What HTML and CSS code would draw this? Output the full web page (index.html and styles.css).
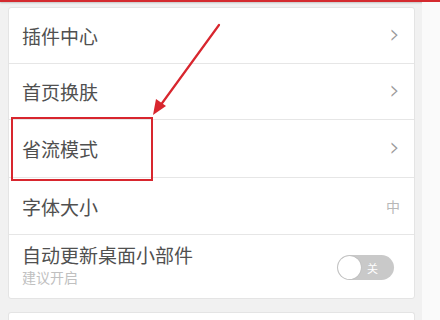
FILE: index.html
```html
<!DOCTYPE html>
<html lang="zh">
<head>
<meta charset="utf-8">
<link rel="stylesheet" href="styles.css">
</head>
<body>
<div class="topline"></div>
<div class="page">
  <div class="main">
    <div class="card">
      <div class="row"><span class="label">插件中心</span><span class="chev">›</span></div>
      <div class="row"><span class="label">首页换肤</span><span class="chev">›</span></div>
      <div class="row r3"><span class="label">省流模式</span><span class="chev">›</span></div>
      <div class="row r4"><span class="label">字体大小</span><span class="value">中</span></div>
      <div class="row r5">
        <div class="stack"><span class="label">自动更新桌面小部件</span><span class="sub">建议开启</span></div>
        <div class="toggle"><span class="knob"></span><span class="tt">关</span></div>
      </div>
    </div>
    <div class="card card2"></div>
  </div>
  <div class="side"></div>
</div>
<div class="hlbox"></div>
<svg class="arrow" width="440" height="320" viewBox="0 0 440 320">
  <line x1="219" y1="25" x2="160" y2="106" stroke="#d8262e" stroke-width="2.2" stroke-linecap="round"/>
  <polygon points="153,115 156,99 166,106" fill="#d8262e"/>
</svg>
</body>
</html>
```
FILE: styles.css
```css
html, body { margin: 0; padding: 0; }
body {
  width: 440px; height: 320px; overflow: hidden;
  background: #f1f1f1;
  font-family: "Noto Sans CJK SC", "Noto Sans", sans-serif;
  position: relative;
}
.topline { height: 2px; background: #d42a2f; box-shadow: 0 1px 2px rgba(0,0,0,0.2); }
.page { display: flex; }
.main { padding: 5px 0 0 8px; width: 407px; }
.side { margin-left: 7px; flex: 1; height: 318px; background: #fafafa; }
.card { background: #fff; border: 1px solid #e4e4e4; border-radius: 3px; }
.row {
  height: 55px; display: flex; align-items: center; justify-content: space-between;
  padding: 0 14px 0 13px; border-bottom: 1px solid #e6e6e6;
}
.r3 { height: 57px; }
.r4 { height: 56px; }
.r5 { height: 63px; border-bottom: none; }
.label { font-size: 19px; color: #505050; }
.chev { font-size: 26px; color: #9a9a9a; line-height: 1; margin-top: -4px; font-family: "DejaVu Sans", sans-serif; font-weight: 300; }
.value { font-size: 14px; color: #b8b8b8; }
.stack { display: flex; flex-direction: column; margin-top: -3px; }
.stack .label { line-height: 24px; }
.sub { font-size: 14px; color: #c0c0c0; line-height: 20px; }
.toggle {
  width: 57px; height: 25px; border-radius: 13px; background: #c9c9c9;
  position: relative; display: flex; align-items: center; justify-content: flex-end;
  margin-right: 6px; margin-top: 2px;
}
.knob {
  position: absolute; left: 1px; top: 1px; width: 23px; height: 23px; border-radius: 50%;
  background: #fff; box-shadow: 0 0 1px rgba(0,0,0,0.3);
}
.tt { font-size: 11px; color: #fff; margin-right: 16px; }
.card2 { margin-top: 13px; height: 20px; border-bottom: none; }
.hlbox {
  position: absolute; left: 11px; top: 117px; width: 138px; height: 60px;
  border: 2px solid #d8262e;
}
.arrow { position: absolute; left: 0; top: 0; }
```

Stated task: Reproduce the listing exactly. Leave its pictures out.

Result:
What HTML and CSS code would draw this? Output the full web page (index.html and styles.css).
FILE: index.html
```html
<!DOCTYPE html>
<html lang="zh">
<head>
<meta charset="utf-8">
<link rel="stylesheet" href="styles.css">
</head>
<body>
<div class="topline"></div>
<div class="page">
  <div class="main">
    <div class="card">
      <div class="row"><span class="label">插件中心</span><span class="chev">›</span></div>
      <div class="row"><span class="label">首页换肤</span><span class="chev">›</span></div>
      <div class="row r3"><span class="label">省流模式</span><span class="chev">›</span></div>
      <div class="row r4"><span class="label">字体大小</span><span class="value">中</span></div>
      <div class="row r5">
        <div class="stack"><span class="label">自动更新桌面小部件</span><span class="sub">建议开启</span></div>
        <div class="toggle"><span class="knob"></span><span class="tt">关</span></div>
      </div>
    </div>
    <div class="card card2"></div>
  </div>
  <div class="side"></div>
</div>
<div class="hlbox"></div>
<svg class="arrow" width="440" height="320" viewBox="0 0 440 320">
  <line x1="219" y1="25" x2="160" y2="106" stroke="#d8262e" stroke-width="2.2" stroke-linecap="round"/>
  <polygon points="153,115 156,99 166,106" fill="#d8262e"/>
</svg>
</body>
</html>
```
FILE: styles.css
```css
html, body { margin: 0; padding: 0; }
body {
  width: 440px; height: 320px; overflow: hidden;
  background: #f1f1f1;
  font-family: "Noto Sans CJK SC", "Noto Sans", sans-serif;
  position: relative;
}
.topline { height: 2px; background: #d42a2f; box-shadow: 0 1px 2px rgba(0,0,0,0.2); }
.page { display: flex; }
.main { padding: 5px 0 0 8px; width: 407px; }
.side { margin-left: 7px; flex: 1; height: 318px; background: #fafafa; }
.card { background: #fff; border: 1px solid #e4e4e4; border-radius: 3px; }
.row {
  height: 55px; display: flex; align-items: center; justify-content: space-between;
  padding: 0 14px 0 13px; border-bottom: 1px solid #e6e6e6;
}
.r3 { height: 57px; }
.r4 { height: 56px; }
.r5 { height: 63px; border-bottom: none; }
.label { font-size: 19px; color: #505050; }
.chev { font-size: 26px; color: #9a9a9a; line-height: 1; margin-top: -4px; font-family: "DejaVu Sans", sans-serif; font-weight: 300; }
.value { font-size: 14px; color: #b8b8b8; }
.stack { display: flex; flex-direction: column; margin-top: -3px; }
.stack .label { line-height: 24px; }
.sub { font-size: 14px; color: #c0c0c0; line-height: 20px; }
.toggle {
  width: 57px; height: 25px; border-radius: 13px; background: #c9c9c9;
  position: relative; display: flex; align-items: center; justify-content: flex-end;
  margin-right: 6px; margin-top: 2px;
}
.knob {
  position: absolute; left: 1px; top: 1px; width: 23px; height: 23px; border-radius: 50%;
  background: #fff; box-shadow: 0 0 1px rgba(0,0,0,0.3);
}
.tt { font-size: 11px; color: #fff; margin-right: 16px; }
.card2 { margin-top: 13px; height: 20px; border-bottom: none; }
.hlbox {
  position: absolute; left: 11px; top: 117px; width: 138px; height: 60px;
  border: 2px solid #d8262e;
}
.arrow { position: absolute; left: 0; top: 0; }
```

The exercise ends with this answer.